::: Given material :::

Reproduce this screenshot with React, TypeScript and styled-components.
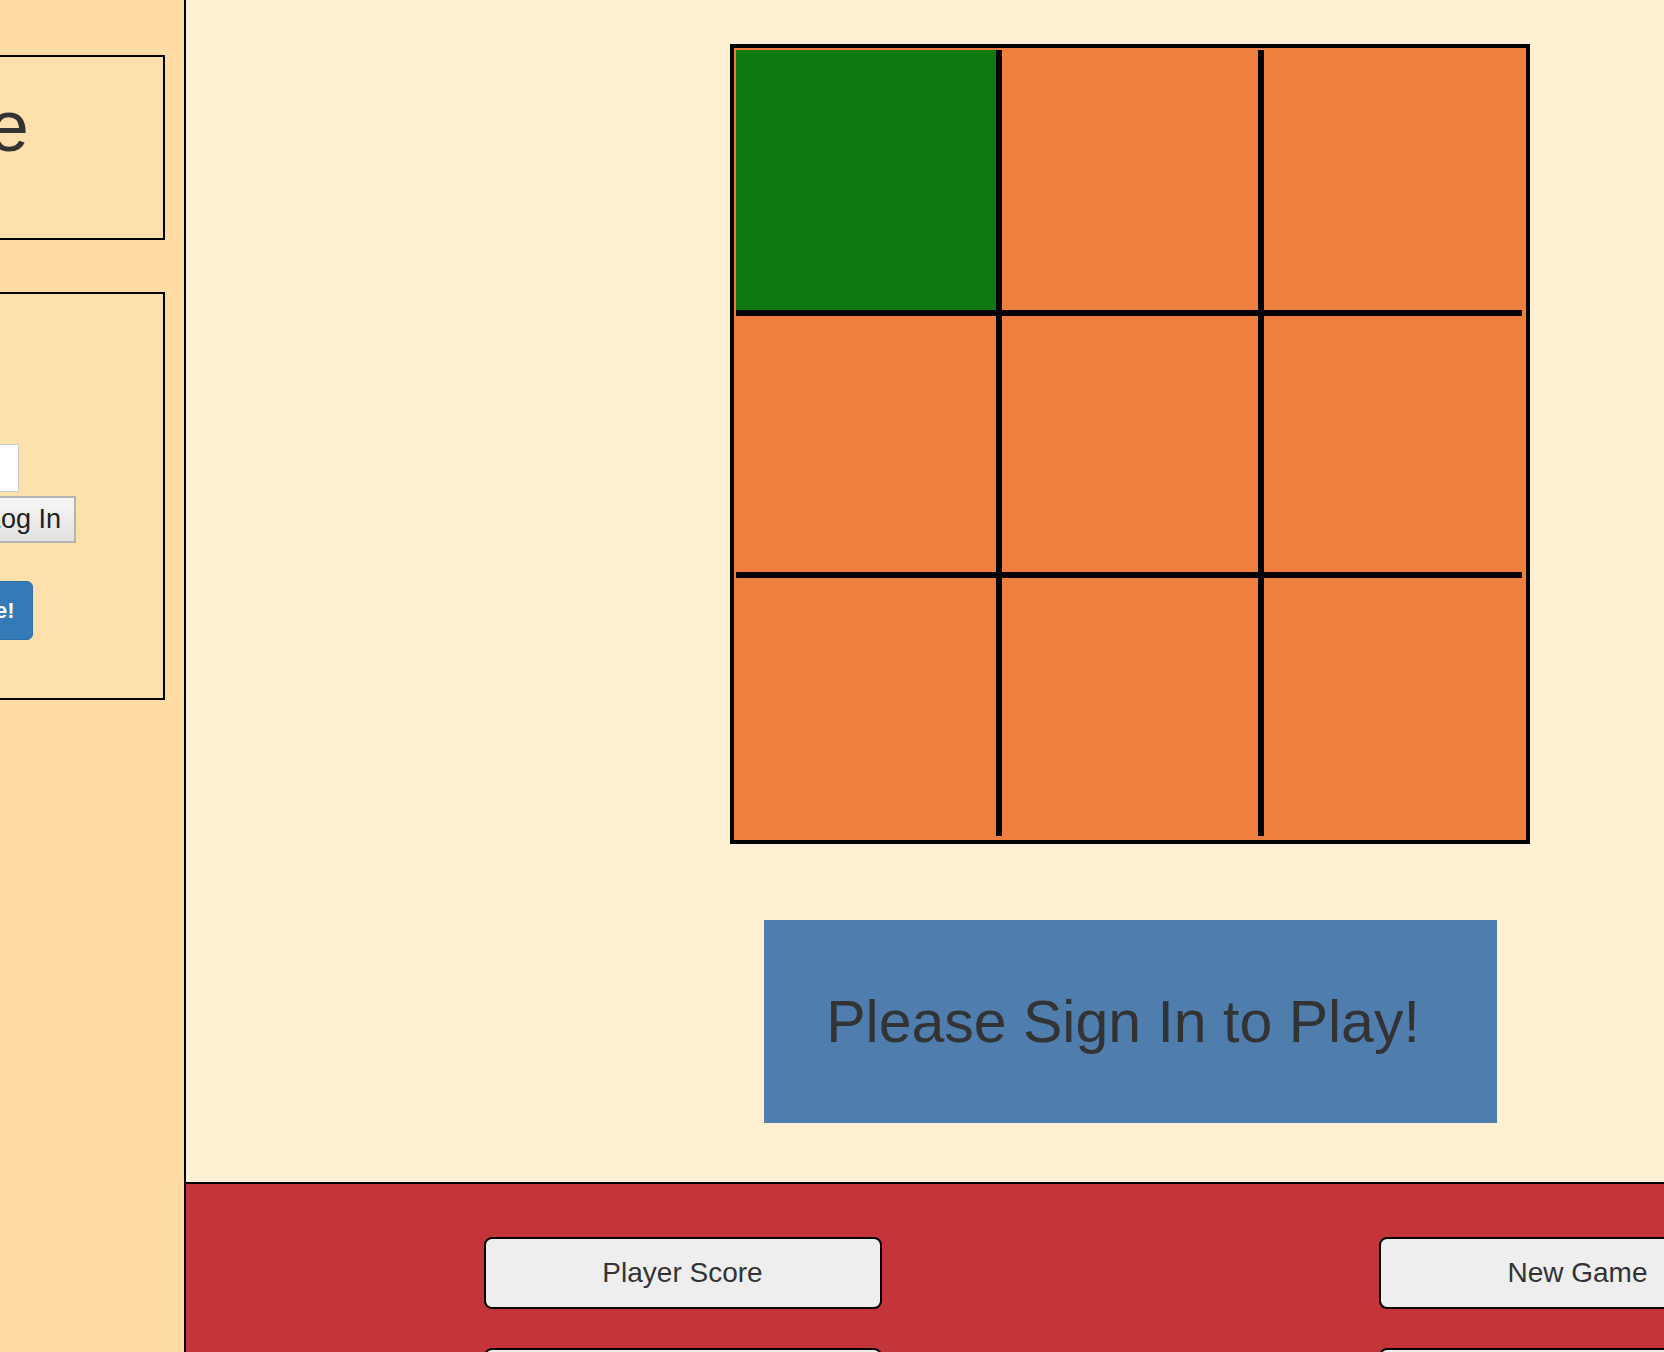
import React from "react";
import styled, { createGlobalStyle } from "styled-components";

const GlobalStyle = createGlobalStyle`
  html, body {
    margin: 0;
    padding: 0;
    overflow: hidden;
    background: #ffefd3;
    font-family: "Liberation Sans", Arial, Helvetica, sans-serif;
  }
  * { box-sizing: border-box; }
`;

const Page = styled.div`
  display: flex;
  width: 2488px;
  min-height: 1352px;
  margin-left: -414px;
`;

const Sidebar = styled.aside`
  width: 600px;
  flex: none;
  background: #ffdca4;
  border-right: 2px solid #000;
  padding: 55px 19px 0 20px;
  display: flex;
  flex-direction: column;
  gap: 52px;
`;

const Panel = styled.section<{ $height: number }>`
  height: ${(p) => p.$height}px;
  border: 2px solid #000;
  background: #fee0ad;
  padding: 0 0 0 62px;
  display: flex;
  flex-direction: column;
  align-items: flex-start;
`;

const Title = styled.h1`
  margin: 30px 0 0;
  font-size: 72px;
  line-height: 79px;
  font-weight: 400;
  color: #333;
  white-space: nowrap;
`;

const PanelHeading = styled.h2`
  margin: 20px 0 0;
  font-size: 28px;
  line-height: 40px;
  font-weight: 400;
  color: #333;
`;

const Label = styled.label`
  margin-top: 16px;
  font-size: 16px;
  line-height: 20px;
  color: #333;
`;

const TextInput = styled.input`
  margin-top: 54px;
  width: 349px;
  height: 48px;
  border: 1px solid #ccc;
  background: #fff;
  padding: 0 10px;
  font-size: 20px;
`;

const FormRow = styled.div<{ $top: number; $gap: number }>`
  margin-top: ${(p) => p.$top}px;
  display: flex;
  align-items: center;
  gap: ${(p) => p.$gap}px;
`;

const HiddenInput = styled.input`
  width: 281px;
  height: 47px;
  border: 1px solid #ccc;
  background: #fff;
`;

const LogInButton = styled.button`
  height: 47px;
  padding: 0 13px;
  border: 2px solid #b4b4b4;
  background: linear-gradient(#f6f6f6, #e2e2e2);
  font-family: "Liberation Sans", Arial, sans-serif;
  font-size: 27px;
  line-height: 31px;
  color: #222;
`;

const RowText = styled.span`
  width: 166px;
  font-size: 18px;
  color: #333;
  white-space: nowrap;
  overflow: hidden;
`;

const SignUpButton = styled.button`
  height: 59px;
  padding: 0 18px;
  border: 1px solid #2e6da4;
  border-radius: 6px;
  background: #337ab7;
  color: #fff;
  font-family: "Liberation Sans", Arial, sans-serif;
  font-size: 22px;
  font-weight: 700;
  white-space: nowrap;
`;

const Main = styled.main`
  width: 1888px;
  flex: none;
  display: flex;
  flex-direction: column;
`;

const Stage = styled.div`
  height: 1182px;
  display: flex;
  flex-direction: column;
  align-items: center;
  background: #ffefd3;
`;

const Board = styled.div`
  margin-top: 44px;
  width: 800px;
  height: 800px;
  border: 4px solid #000;
  background: #ef7f3e;
  padding: 2px;
  display: grid;
  grid-template-columns: 266px 262px 258px;
  grid-template-rows: 266px 262px 258px;
`;

const Cell = styled.div<{ $taken: boolean; $lastCol: boolean; $lastRow: boolean }>`
  background: ${(p) => (p.$taken ? "#0e7b12" : "#ef7f3e")};
  border-right: ${(p) => (p.$lastCol ? "none" : "6px solid #000")};
  border-bottom: ${(p) => (p.$lastRow ? "none" : "6px solid #000")};
`;

const Message = styled.div`
  margin-top: 76px;
  width: 733px;
  height: 203px;
  background: #4f7dae;
  display: flex;
  align-items: center;
  justify-content: center;
  padding-right: 14px;
  font-size: 59px;
  color: #333;
  white-space: nowrap;
`;

const Footer = styled.footer`
  flex: 1;
  background: #c4353a;
  border-top: 2px solid #000;
  padding-top: 53px;
  display: grid;
  grid-template-columns: 398px 398px;
  grid-auto-rows: 72px;
  column-gap: 497px;
  row-gap: 39px;
  justify-content: center;
  align-content: start;
`;

const FooterButton = styled.button`
  border: 2px solid #000;
  border-radius: 8px;
  background: #eeeeee;
  font-family: "Liberation Sans", Arial, sans-serif;
  font-size: 28px;
  color: #333;
`;

const cells = Array.from({ length: 9 }, (_, i) => i);

export default function App() {
  return (
    <>
      <GlobalStyle />
      <Page>
        <Sidebar>
          <Panel $height={185}>
            <Title>Tic Tac Toe</Title>
          </Panel>
          <Panel $height={408}>
            <PanelHeading>Sign In</PanelHeading>
            <Label>Username</Label>
            <TextInput type="text" />
            <FormRow $top={4} $gap={20}>
              <HiddenInput type="password" />
              <LogInButton>Log In</LogInButton>
            </FormRow>
            <FormRow $top={38} $gap={14}>
              <RowText>New player?</RowText>
              <SignUpButton>Sign Up Here!</SignUpButton>
            </FormRow>
          </Panel>
        </Sidebar>
        <Main>
          <Stage>
            <Board>
              {cells.map((i) => (
                <Cell
                  key={i}
                  $taken={i === 0}
                  $lastCol={i % 3 === 2}
                  $lastRow={i >= 6}
                />
              ))}
            </Board>
            <Message>Please Sign In to Play!</Message>
          </Stage>
          <Footer>
            <FooterButton>Player Score</FooterButton>
            <FooterButton>New Game</FooterButton>
            <FooterButton>Games Played</FooterButton>
            <FooterButton>Sign Out</FooterButton>
          </Footer>
        </Main>
      </Page>
    </>
  );
}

:::

» What this task involves: Give every line back word for word and leave the pictures out.

» Reply to the task:
Reproduce this screenshot with React, TypeScript and styled-components.
import React from "react";
import styled, { createGlobalStyle } from "styled-components";

const GlobalStyle = createGlobalStyle`
  html, body {
    margin: 0;
    padding: 0;
    overflow: hidden;
    background: #ffefd3;
    font-family: "Liberation Sans", Arial, Helvetica, sans-serif;
  }
  * { box-sizing: border-box; }
`;

const Page = styled.div`
  display: flex;
  width: 2488px;
  min-height: 1352px;
  margin-left: -414px;
`;

const Sidebar = styled.aside`
  width: 600px;
  flex: none;
  background: #ffdca4;
  border-right: 2px solid #000;
  padding: 55px 19px 0 20px;
  display: flex;
  flex-direction: column;
  gap: 52px;
`;

const Panel = styled.section<{ $height: number }>`
  height: ${(p) => p.$height}px;
  border: 2px solid #000;
  background: #fee0ad;
  padding: 0 0 0 62px;
  display: flex;
  flex-direction: column;
  align-items: flex-start;
`;

const Title = styled.h1`
  margin: 30px 0 0;
  font-size: 72px;
  line-height: 79px;
  font-weight: 400;
  color: #333;
  white-space: nowrap;
`;

const PanelHeading = styled.h2`
  margin: 20px 0 0;
  font-size: 28px;
  line-height: 40px;
  font-weight: 400;
  color: #333;
`;

const Label = styled.label`
  margin-top: 16px;
  font-size: 16px;
  line-height: 20px;
  color: #333;
`;

const TextInput = styled.input`
  margin-top: 54px;
  width: 349px;
  height: 48px;
  border: 1px solid #ccc;
  background: #fff;
  padding: 0 10px;
  font-size: 20px;
`;

const FormRow = styled.div<{ $top: number; $gap: number }>`
  margin-top: ${(p) => p.$top}px;
  display: flex;
  align-items: center;
  gap: ${(p) => p.$gap}px;
`;

const HiddenInput = styled.input`
  width: 281px;
  height: 47px;
  border: 1px solid #ccc;
  background: #fff;
`;

const LogInButton = styled.button`
  height: 47px;
  padding: 0 13px;
  border: 2px solid #b4b4b4;
  background: linear-gradient(#f6f6f6, #e2e2e2);
  font-family: "Liberation Sans", Arial, sans-serif;
  font-size: 27px;
  line-height: 31px;
  color: #222;
`;

const RowText = styled.span`
  width: 166px;
  font-size: 18px;
  color: #333;
  white-space: nowrap;
  overflow: hidden;
`;

const SignUpButton = styled.button`
  height: 59px;
  padding: 0 18px;
  border: 1px solid #2e6da4;
  border-radius: 6px;
  background: #337ab7;
  color: #fff;
  font-family: "Liberation Sans", Arial, sans-serif;
  font-size: 22px;
  font-weight: 700;
  white-space: nowrap;
`;

const Main = styled.main`
  width: 1888px;
  flex: none;
  display: flex;
  flex-direction: column;
`;

const Stage = styled.div`
  height: 1182px;
  display: flex;
  flex-direction: column;
  align-items: center;
  background: #ffefd3;
`;

const Board = styled.div`
  margin-top: 44px;
  width: 800px;
  height: 800px;
  border: 4px solid #000;
  background: #ef7f3e;
  padding: 2px;
  display: grid;
  grid-template-columns: 266px 262px 258px;
  grid-template-rows: 266px 262px 258px;
`;

const Cell = styled.div<{ $taken: boolean; $lastCol: boolean; $lastRow: boolean }>`
  background: ${(p) => (p.$taken ? "#0e7b12" : "#ef7f3e")};
  border-right: ${(p) => (p.$lastCol ? "none" : "6px solid #000")};
  border-bottom: ${(p) => (p.$lastRow ? "none" : "6px solid #000")};
`;

const Message = styled.div`
  margin-top: 76px;
  width: 733px;
  height: 203px;
  background: #4f7dae;
  display: flex;
  align-items: center;
  justify-content: center;
  padding-right: 14px;
  font-size: 59px;
  color: #333;
  white-space: nowrap;
`;

const Footer = styled.footer`
  flex: 1;
  background: #c4353a;
  border-top: 2px solid #000;
  padding-top: 53px;
  display: grid;
  grid-template-columns: 398px 398px;
  grid-auto-rows: 72px;
  column-gap: 497px;
  row-gap: 39px;
  justify-content: center;
  align-content: start;
`;

const FooterButton = styled.button`
  border: 2px solid #000;
  border-radius: 8px;
  background: #eeeeee;
  font-family: "Liberation Sans", Arial, sans-serif;
  font-size: 28px;
  color: #333;
`;

const cells = Array.from({ length: 9 }, (_, i) => i);

export default function App() {
  return (
    <>
      <GlobalStyle />
      <Page>
        <Sidebar>
          <Panel $height={185}>
            <Title>Tic Tac Toe</Title>
          </Panel>
          <Panel $height={408}>
            <PanelHeading>Sign In</PanelHeading>
            <Label>Username</Label>
            <TextInput type="text" />
            <FormRow $top={4} $gap={20}>
              <HiddenInput type="password" />
              <LogInButton>Log In</LogInButton>
            </FormRow>
            <FormRow $top={38} $gap={14}>
              <RowText>New player?</RowText>
              <SignUpButton>Sign Up Here!</SignUpButton>
            </FormRow>
          </Panel>
        </Sidebar>
        <Main>
          <Stage>
            <Board>
              {cells.map((i) => (
                <Cell
                  key={i}
                  $taken={i === 0}
                  $lastCol={i % 3 === 2}
                  $lastRow={i >= 6}
                />
              ))}
            </Board>
            <Message>Please Sign In to Play!</Message>
          </Stage>
          <Footer>
            <FooterButton>Player Score</FooterButton>
            <FooterButton>New Game</FooterButton>
            <FooterButton>Games Played</FooterButton>
            <FooterButton>Sign Out</FooterButton>
          </Footer>
        </Main>
      </Page>
    </>
  );
}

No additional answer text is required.